Exercise brief | Return the lines below exactly, from the first line to the line that contains "h-[622px] overflow-hidden font-['Roboto',sans-serif]". Leave out pictures.

Data section |

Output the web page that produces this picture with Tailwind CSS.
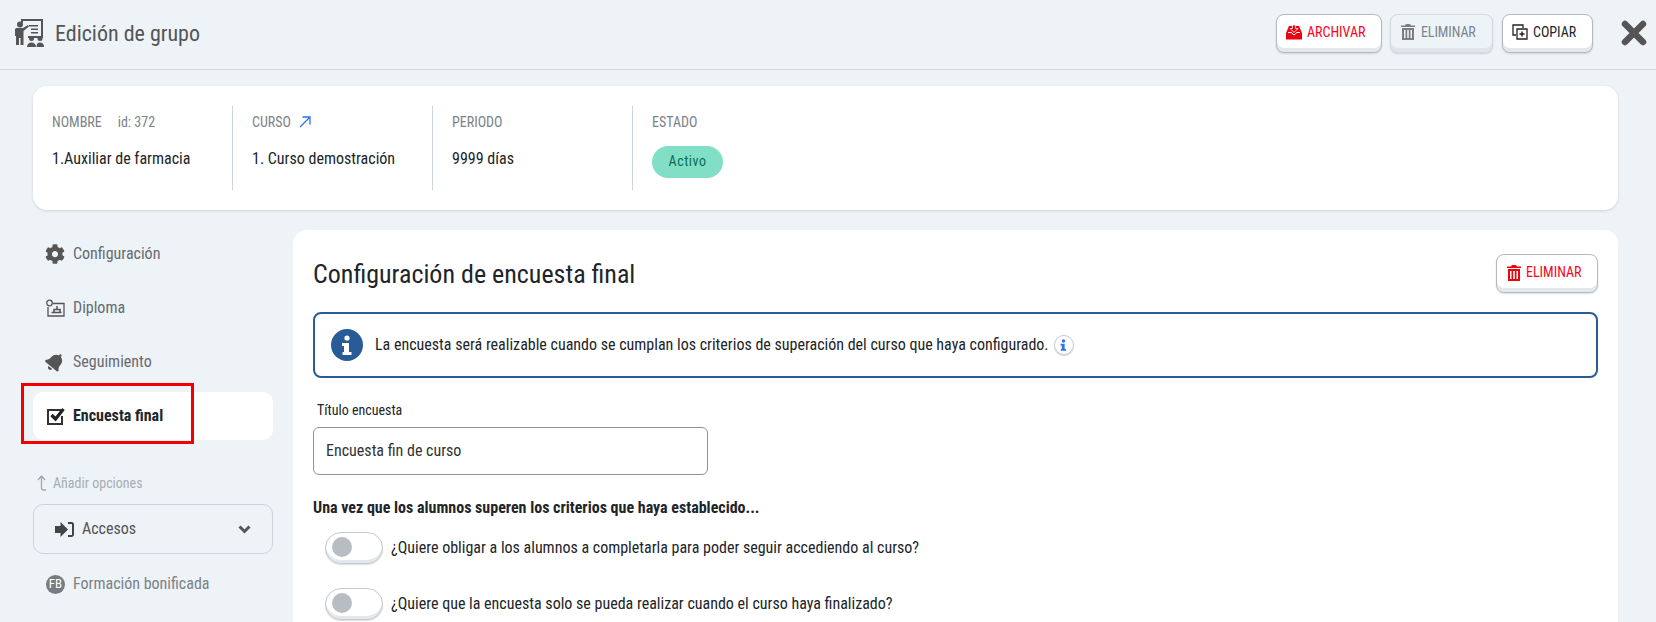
<!DOCTYPE html>
<html lang="es">
<head>
  <meta charset="UTF-8" />
  <title>Edición de grupo</title>
  <script src="https://cdn.jsdelivr.net/npm/@tailwindcss/browser@4"></script>
</head>
<body class="bg-[#eef3f7] h-[622px] overflow-hidden font-['Roboto',sans-serif] [font-stretch:75%] text-[#212529]">

  <!-- Header -->
  <header class="h-[70px] border-b border-[#d3d8dc] flex items-center pl-[14px] pb-[3px]">
    <svg class="w-[30px] h-[30px] text-[#555]" viewBox="0 0 30 30" fill="currentColor">
      <path d="M7 1h22v19h-15v-2h13V3H9v2H7z"/><path d="M15 7h9v1.500h-9zM17 10.500h7V12h-7zM17 14h7v1.500h-7z"/>
      <circle cx="6" cy="6.500" r="3"/><path d="M1 11.500c0-1 1-1.500 2-1.500h6l5-3 1 1.500-5.500 4.500v14H6.500v-7H5v7H2v-9l-1 0z"/>
      <circle cx="17.500" cy="20.500" r="2.500"/><path d="M13 29c0-3 2-4.500 4.500-4.500S22 26 22 29z"/>
      <circle cx="26" cy="20.500" r="2.500"/><path d="M22.500 29c0-3 1-4.500 3.500-4.500S30 26 30 29z"/>
    </svg>
    <h1 class="ml-[11px] text-[22px] text-[#555]">Edición de grupo</h1>
    <div class="ml-auto flex items-center">
      <button class="w-[106px] h-[39px] rounded-lg bg-white border border-[#b4bac0] shadow-[inset_0_-4px_0_#e3e8ec,0_1px_2px_#0002] flex items-center pl-[9px] gap-[5px] text-[14px] text-[#f5051d] pb-[2px]">
        <svg class="w-[16px] h-[15px]" viewBox="0 0 16 15" fill="#e8050f">
          <path d="M3 1h10l3 7v6.500H0V8z"/>
          <path d="M2 7.500h3.500l1.500 2h2l1.500-2H14" fill="none" stroke="#fff" stroke-width="1"/>
          <path d="M6.500 0h3v3.500H12L8 7.500l-4-4h2.500z" stroke="#fff" stroke-width="0.800"/>
        </svg>
        ARCHIVAR
      </button>
      <button class="ml-[8px] w-[103px] h-[39px] rounded-lg bg-[#eef3f7] border border-[#d5dade] shadow-[inset_0_-4px_0_#dfe5ea,0_1px_2px_#0002] flex items-center pl-[10px] gap-[6px] text-[14px] tracking-[-0.1px] text-[#7b858e] pb-[2px]">
        <svg class="w-[14px] h-[16px]" viewBox="0 0 14 16" fill="#7b7f84"><path d="M5 0h4l1 1.500h4V3H0V1.500h4z"/><path fill-rule="evenodd" d="M1 4h12v12H1zM3 6v8h1.500V6zM6.200 6v8h1.600V6zM9.500 6v8H11V6z"/></svg>
        ELIMINAR
      </button>
      <button class="ml-[9px] w-[91px] h-[39px] rounded-lg bg-white border border-[#b4bac0] shadow-[inset_0_-4px_0_#e3e8ec,0_1px_2px_#0002] flex items-center pl-[9px] gap-[5px] text-[14px] text-[#212529] pb-[2px]">
        <svg class="w-[16px] h-[16px]" viewBox="0 0 16 16" fill="none" stroke="#222" stroke-width="1.300"><path d="M11 4V1H1v10h3"/><path d="M5 5h10v10H5z"/><path d="M10 7.500v5M7.500 10h5" stroke-width="1.500"/></svg>
        COPIAR
      </button>
      <button class="ml-[27px] mr-[9px] w-[27px] h-[27px] flex items-center justify-center">
        <svg class="w-[26px] h-[26px]" viewBox="0 0 26 26" stroke="#555" stroke-width="6.500" stroke-linecap="round"><path d="M4 4l18 18M22 4L4 22"/></svg>
      </button>
    </div>
  </header>

  <!-- Group summary -->
  <section class="ml-[33px] mr-[38px] mt-[16px] h-[124px] bg-white rounded-[14px] shadow-[0_1px_3px_#0002] flex items-center">
    <div class="w-[200px] h-[84px] pl-[19px] border-r border-[#ccd3da]">
      <p class="flex items-center text-[14px] text-[#7b8288] h-[20px] mt-[6px]"><span class="mt-[1px]">NOMBRE</span><span class="ml-[16px]">id: 372</span></p>
      <p class="mt-[15px] text-[16px]">1.Auxiliar de farmacia</p>
    </div>
    <div class="w-[200px] h-[84px] pl-[19px] border-r border-[#ccd3da]">
      <p class="flex items-center text-[14px] text-[#7b8288] h-[20px] mt-[6px]">CURSO
        <svg class="ml-[8px] w-[12px] h-[12px]" viewBox="0 0 12 12" fill="none" stroke="#2a76e8" stroke-width="1.300"><path d="M1 11L11 1M3.500 1H11v7.500"/></svg>
      </p>
      <p class="mt-[15px] text-[16px]">1. Curso demostración</p>
    </div>
    <div class="w-[200px] h-[84px] pl-[19px] border-r border-[#ccd3da]">
      <p class="text-[14px] text-[#7b8288] h-[20px] mt-[6px] flex items-center">PERIODO</p>
      <p class="mt-[15px] text-[16px]">9999 días</p>
    </div>
    <div class="h-[84px] pl-[19px]">
      <p class="text-[14px] text-[#7b8288] h-[20px] mt-[6px] flex items-center">ESTADO</p>
      <span class="mt-[14px] w-[71px] h-[32px] rounded-full bg-[#81dfc6] text-[#0c6b56] text-[14px] tracking-[0.5px] flex items-center justify-center pb-[1px]">Activo</span>
    </div>
  </section>

  <div class="flex mt-[20px] pl-[33px] pr-[38px]">
    <!-- Sidebar -->
    <nav class="w-[240px] shrink-0 text-[16px] text-[#666b70]">
      <a class="h-[48px] flex items-center pl-[12px] gap-[8px]">
        <svg class="w-[20px] h-[20px]" viewBox="0 0 512 512" fill="#555"><path d="M487.400 315.700l-42.600-24.600c4.300-23.200 4.300-47 0-70.200l42.600-24.600c4.900-2.800 7.100-8.600 5.500-14-11.100-35.600-30-67.800-54.700-94.600-3.800-4.100-10-5.100-14.800-2.300L380.800 110c-17.900-15.400-38.500-27.300-60.800-35.100V25.800c0-5.600-3.900-10.500-9.400-11.700-36.700-8.200-74.300-7.800-109.200 0-5.500 1.200-9.400 6.100-9.400 11.700V75c-22.200 7.900-42.800 19.800-60.800 35.100L88.700 85.500c-4.900-2.800-11-1.900-14.800 2.300-24.700 26.700-43.600 58.900-54.700 94.600-1.700 5.400.6 11.200 5.500 14L67.300 221c-4.300 23.200-4.300 47 0 70.200l-42.600 24.600c-4.900 2.800-7.100 8.600-5.500 14 11.100 35.600 30 67.800 54.700 94.600 3.800 4.100 10 5.100 14.800 2.300l42.600-24.600c17.900 15.400 38.500 27.300 60.800 35.100v49.200c0 5.600 3.900 10.500 9.400 11.700 36.700 8.200 74.300 7.800 109.200 0 5.500-1.200 9.400-6.100 9.400-11.700v-49.200c22.200-7.900 42.800-19.800 60.800-35.100l42.600 24.600c4.900 2.800 11 1.900 14.800-2.300 24.700-26.700 43.600-58.900 54.700-94.600 1.500-5.500-.7-11.300-5.600-14.100zM256 336c-44.100 0-80-35.900-80-80s35.900-80 80-80 80 35.900 80 80-35.900 80-80 80z"/></svg>
        Configuración
      </a>
      <a class="h-[48px] mt-[6px] flex items-center pl-[12px] gap-[8px]">
        <svg class="w-[20px] h-[20px]" viewBox="0 0 20 20" fill="none" stroke="#555" stroke-width="1.300"><circle cx="4.500" cy="5" r="2.800"/><path d="M8 5.500h11v12.500H3V9"/><path d="M6.500 14.500h10M9 14v-2.500h6V14" stroke-width="1.600"/><path d="M12 11V8" stroke-width="1.500"/></svg>
        Diploma
      </a>
      <a class="h-[48px] mt-[6px] flex items-center pl-[12px] gap-[8px]">
        <svg class="w-[20px] h-[20px]" viewBox="-40 -10 528 532" fill="#555"><path transform="rotate(40 224 256)" d="M224 512c35.320 0 63.970-28.650 63.970-64H160.030c0 35.350 28.650 64 63.970 64zm215.390-149.710c-19.320-20.760-55.470-51.990-55.470-154.290 0-77.700-54.480-139.900-127.940-155.160V32c0-17.670-14.320-32-31.980-32s-31.980 14.330-31.980 32v20.840C118.560 68.100 64.080 130.300 64.080 208c0 102.300-36.150 133.530-55.470 154.290-6 6.450-8.660 14.160-8.610 21.710.11 16.400 12.980 32 32.100 32h383.800c19.120 0 32-15.600 32.100-32 .05-7.550-2.610-15.270-8.610-21.710z"/></svg>
        Seguimiento
      </a>
      <a class="h-[48px] mt-[6px] flex items-center pl-[13px] gap-[7px] bg-white rounded-[10px] font-bold text-[#212529] relative">
        <svg class="w-[20px] h-[20px]" viewBox="0 0 20 20" fill="none"><path d="M16 10v8H2V4h13" stroke="#333" stroke-width="2"/><path d="M5.500 9l4 4 8-10" stroke="#222" stroke-width="3.200"/></svg>
        Encuesta final
        <span class="absolute left-[-12px] top-[-9px] w-[173px] h-[61px] border-[3px] border-[#f20000]"></span>
      </a>
      <p class="mt-[33px] flex items-center text-[14px] text-[#a6adb3] pl-[4px] gap-[6px] h-[20px]">
        <svg class="w-[10px] h-[16px]" viewBox="0 0 10 16" fill="none" stroke="#a0a6ab" stroke-width="1.300"><path d="M1 5l3.500-4L8 5M4.500 1v12c0 1.500 1 2 2.500 2h2"/></svg>
        Añadir opciones
      </p>
      <div class="mt-[11px] h-[50px] border border-[#cdd4da] rounded-[10px] flex items-center pl-[21px] pr-[21px] gap-[8px] text-[#555]">
        <svg class="w-[19px] h-[15px]" viewBox="0 0 19 15" fill="#444"><path d="M0 4h5.500V0l7.500 7.500L5.500 15v-4H0z"/><path d="M13 1h3.500A1.500 1.500 0 0 1 18 2.500v10a1.500 1.500 0 0 1-1.500 1.500H13" fill="none" stroke="#444" stroke-width="2"/></svg>
        Accesos
        <svg class="ml-auto w-[13px] h-[9px]" viewBox="0 0 12 9" fill="none" stroke="#555" stroke-width="3"><path d="M1 1.500l5 5 5-5"/></svg>
      </div>
      <div class="mt-[6px] h-[48px] flex items-center pl-[13px] gap-[8px] text-[#7b8288]">
        <span class="w-[19px] h-[19px] rounded-full bg-[#777c82] text-white text-[13px] flex items-center justify-center">FB</span>
        Formación bonificada
      </div>
    </nav>

    <!-- Survey settings -->
    <main class="ml-[20px] grow h-[500px] bg-white rounded-t-[14px] px-[20px] pt-[24px]">
      <div class="flex items-center justify-between h-[39px]">
        <h2 class="text-[26px] pt-[2px]">Configuración de encuesta final</h2>
        <button class="w-[102px] h-[39px] rounded-lg bg-white border border-[#b4bac0] shadow-[inset_0_-4px_0_#e3e8ec,0_1px_2px_#0002] flex items-center pl-[10px] gap-[5px] text-[14px] text-[#f5051d] pb-[2px]">
          <svg class="w-[14px] h-[16px]" viewBox="0 0 14 16" fill="#e8050f"><path d="M5 0h4l1 1.500h4V3H0V1.500h4z"/><path fill-rule="evenodd" d="M1 4h12v12H1zM3 6v8h1.500V6zM6.200 6v8h1.600V6zM9.500 6v8H11V6z"/></svg>
          ELIMINAR
        </button>
      </div>
      <div class="mt-[19px] h-[66px] border-2 border-[#295b96] rounded-[8px] flex items-center pl-[16px] gap-[12px] text-[16px]">
        <span class="w-[32px] h-[32px] rounded-full bg-[#295b96] flex items-center justify-center">
          <svg class="w-[12px] h-[20px]" viewBox="0 0 12 20" fill="#fff"><circle cx="6" cy="3" r="2.600"/><path d="M1 8h7v9h2.500v3h-9v-3H3v-6H1z"/></svg>
        </span>
        <p>La encuesta será realizable cuando se cumplan los criterios de superación del curso que haya configurado.</p>
        <span class="ml-[-7px] w-[20px] h-[20px] rounded-full border border-[#c3cad0] shadow-[0_1px_1px_#0003] flex items-center justify-center">
          <svg class="w-[7px] h-[12px]" viewBox="0 0 12 20" fill="#2a76e8"><circle cx="6" cy="3" r="3"/><path d="M1 8h7v9h2.500v3h-9v-3H3v-6H1z"/></svg>
        </span>
      </div>
      <label class="block mt-[23px] ml-[4px] text-[14px] h-[18px] leading-[18px]">Título encuesta</label>
      <div class="mt-[8px] w-[395px] h-[48px] border border-[#8f9397] rounded-[6px] flex items-center pl-[12px] text-[16px] text-[#333]">Encuesta fin de curso</div>
      <p class="mt-[23px] font-bold text-[16px] h-[20px] leading-[20px]">Una vez que los alumnos superen los criterios que haya establecido...</p>
      <div class="mt-[14px] flex items-center gap-[8px] ml-[12px] text-[16px]">
        <span class="w-[58px] h-[32px] rounded-full bg-white border border-[#c3cad0] shadow-[inset_0_-3px_0_#e3e8ec,0_1px_1px_#0002] flex items-center pl-[6px] pb-[2px]"><span class="w-[20px] h-[20px] rounded-full bg-[#b7bdc3]"></span></span>
        <p>¿Quiere obligar a los alumnos a completarla para poder seguir accediendo al curso?</p>
      </div>
      <div class="mt-[24px] flex items-center gap-[8px] ml-[12px] text-[16px]">
        <span class="w-[58px] h-[32px] rounded-full bg-white border border-[#c3cad0] shadow-[inset_0_-3px_0_#e3e8ec,0_1px_1px_#0002] flex items-center pl-[6px] pb-[2px]"><span class="w-[20px] h-[20px] rounded-full bg-[#b7bdc3]"></span></span>
        <p>¿Quiere que la encuesta solo se pueda realizar cuando el curso haya finalizado?</p>
      </div>
    </main>
  </div>
</body>
</html>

Output of the task |
Output the web page that produces this picture with Tailwind CSS.
<!DOCTYPE html>
<html lang="es">
<head>
  <meta charset="UTF-8" />
  <title>Edición de grupo</title>
  <script src="https://cdn.jsdelivr.net/npm/@tailwindcss/browser@4"></script>
</head>
<body class="bg-[#eef3f7] h-[622px] overflow-hidden font-['Roboto',sans-serif] [font-stretch:75%] text-[#212529]">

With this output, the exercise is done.